Durch Fluoreszenzmarkierung konnten die Forscher das Schicksal von MreB genauer verfolgen: In den gestielten Caulobacter-Zellen durchzieht das Protein wie eine Spirale den gesamten Zellkörper. Während die Zelle in die Länge wächst, verdichtet sich diese Spirale zu einem Ring, der sich genau an der Stelle positioniert, wo sich die Zelle bei der Teilung durchschnürt. Nach der Teilung bilden beide Töchter, die gestielte Zelle und der Schwärmer, wiederum die spiralförmige Proteinform aus.
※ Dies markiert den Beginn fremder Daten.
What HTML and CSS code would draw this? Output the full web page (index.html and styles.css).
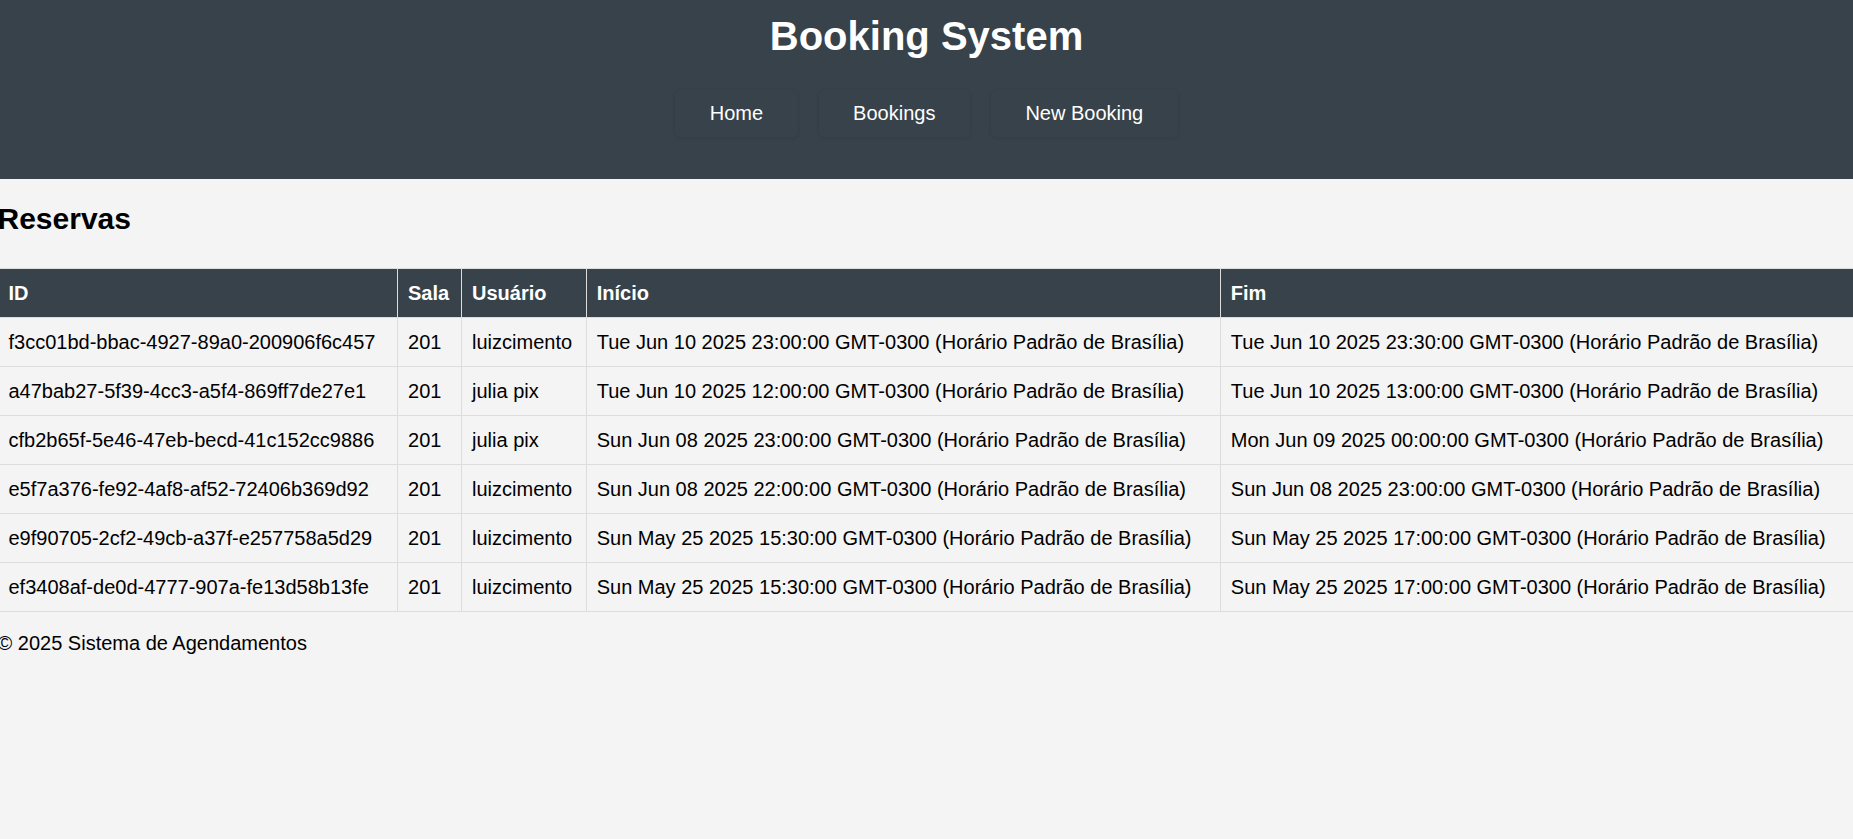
FILE: index.html
```html
<!DOCTYPE html>
<html lang="pt-BR">
<head>
<meta charset="utf-8">
<title>Booking System</title>
<link rel="stylesheet" href="styles.css">
</head>
<body>
<header class="site-header">
  <h1 class="site-title">Booking System</h1>
  <nav class="nav">
    <a class="nav-link" href="#">Home</a>
    <a class="nav-link" href="#">Bookings</a>
    <a class="nav-link" href="#">New Booking</a>
  </nav>
</header>
<div class="page">
  <main class="content">
    <h2 class="section-title">Reservas</h2>
    <table class="bookings">
      <thead>
        <tr><th>ID</th><th>Sala</th><th>Usuário</th><th>Início</th><th>Fim</th></tr>
      </thead>
      <tbody>
        <tr><td>f3cc01bd-bbac-4927-89a0-200906f6c457</td><td>201</td><td>luizcimento</td><td>Tue Jun 10 2025 23:00:00 GMT-0300 (Horário Padrão de Brasília)</td><td>Tue Jun 10 2025 23:30:00 GMT-0300 (Horário Padrão de Brasília)</td></tr>
        <tr><td>a47bab27-5f39-4cc3-a5f4-869ff7de27e1</td><td>201</td><td>julia pix</td><td>Tue Jun 10 2025 12:00:00 GMT-0300 (Horário Padrão de Brasília)</td><td>Tue Jun 10 2025 13:00:00 GMT-0300 (Horário Padrão de Brasília)</td></tr>
        <tr><td>cfb2b65f-5e46-47eb-becd-41c152cc9886</td><td>201</td><td>julia pix</td><td>Sun Jun 08 2025 23:00:00 GMT-0300 (Horário Padrão de Brasília)</td><td>Mon Jun 09 2025 00:00:00 GMT-0300 (Horário Padrão de Brasília)</td></tr>
        <tr><td>e5f7a376-fe92-4af8-af52-72406b369d92</td><td>201</td><td>luizcimento</td><td>Sun Jun 08 2025 22:00:00 GMT-0300 (Horário Padrão de Brasília)</td><td>Sun Jun 08 2025 23:00:00 GMT-0300 (Horário Padrão de Brasília)</td></tr>
        <tr><td>e9f90705-2cf2-49cb-a37f-e257758a5d29</td><td>201</td><td>luizcimento</td><td>Sun May 25 2025 15:30:00 GMT-0300 (Horário Padrão de Brasília)</td><td>Sun May 25 2025 17:00:00 GMT-0300 (Horário Padrão de Brasília)</td></tr>
        <tr><td>ef3408af-de0d-4777-907a-fe13d58b13fe</td><td>201</td><td>luizcimento</td><td>Sun May 25 2025 15:30:00 GMT-0300 (Horário Padrão de Brasília)</td><td>Sun May 25 2025 17:00:00 GMT-0300 (Horário Padrão de Brasília)</td></tr>
      </tbody>
    </table>
  </main>
  <footer class="site-footer">
    <p class="footer-text">© 2025 Sistema de Agendamentos</p>
  </footer>
</div>
</body>
</html>
```

FILE: styles.css
```css
html, body {
  margin: 0;
  padding: 0;
}

body {
  background: #f4f4f4;
  color: #000;
  font-family: "Liberation Sans", Arial, sans-serif;
  font-size: 20px;
  line-height: 23px;
  overflow: hidden;
}

.site-header {
  background: #37424a;
  color: #fff;
  text-align: center;
  padding: 12.5px 0 41px;
}

.site-title {
  margin: 0;
  font-size: 40px;
  line-height: 46px;
  font-weight: bold;
}

.nav {
  display: flex;
  justify-content: center;
  gap: 19px;
  margin-top: 30px;
}

.nav-link {
  color: #fff;
  text-decoration: none;
  font-size: 20px;
  line-height: 23px;
  padding: 12px 34.5px;
  border: 1px solid rgba(0, 0, 0, 0.03);
  border-radius: 7px;
  background: transparent;
  box-shadow: 0 1px 3px rgba(0, 0, 0, 0.07);
}

.page {
  margin: 0 -2px 0 -2.5px;
}

.section-title {
  margin: 23px 0 32px;
  font-size: 30px;
  line-height: 34.5px;
  font-weight: bold;
}

.bookings {
  width: 100%;
  border-collapse: collapse;
}

.bookings th,
.bookings td {
  border: 1px solid #ddd;
  padding: 12.5px 10px;
  text-align: left;
  line-height: 23px;
  white-space: nowrap;
}

.bookings th {
  background: #37424a;
  color: #fff;
  font-weight: bold;
}

.footer-text {
  margin: 20px 0;
}
```
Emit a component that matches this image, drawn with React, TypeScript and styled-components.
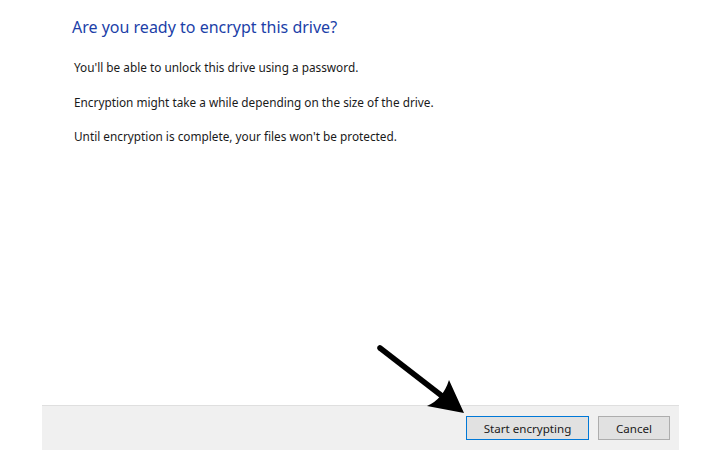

Die Forscher vermuten, dass durch den Wechsel zwischen Spiral- und Ringform von MreB weitere für die Zellteilung wichtige Proteine an die richtige Stelle innerhalb der Zelle transportiert werden. Das Protein scheint demnach tatsächlich – wie Aktin bei Eukaryoten – nicht nur für das Zellskelett, sondern auch für die Polarität der Zelle eine wichtige Rolle zu spielen. Das Problem, vorne und hinten voneinander zu unterscheiden, haben also prokaryotische und eukaryotische Zellen auf ähnliche Weise gelöst.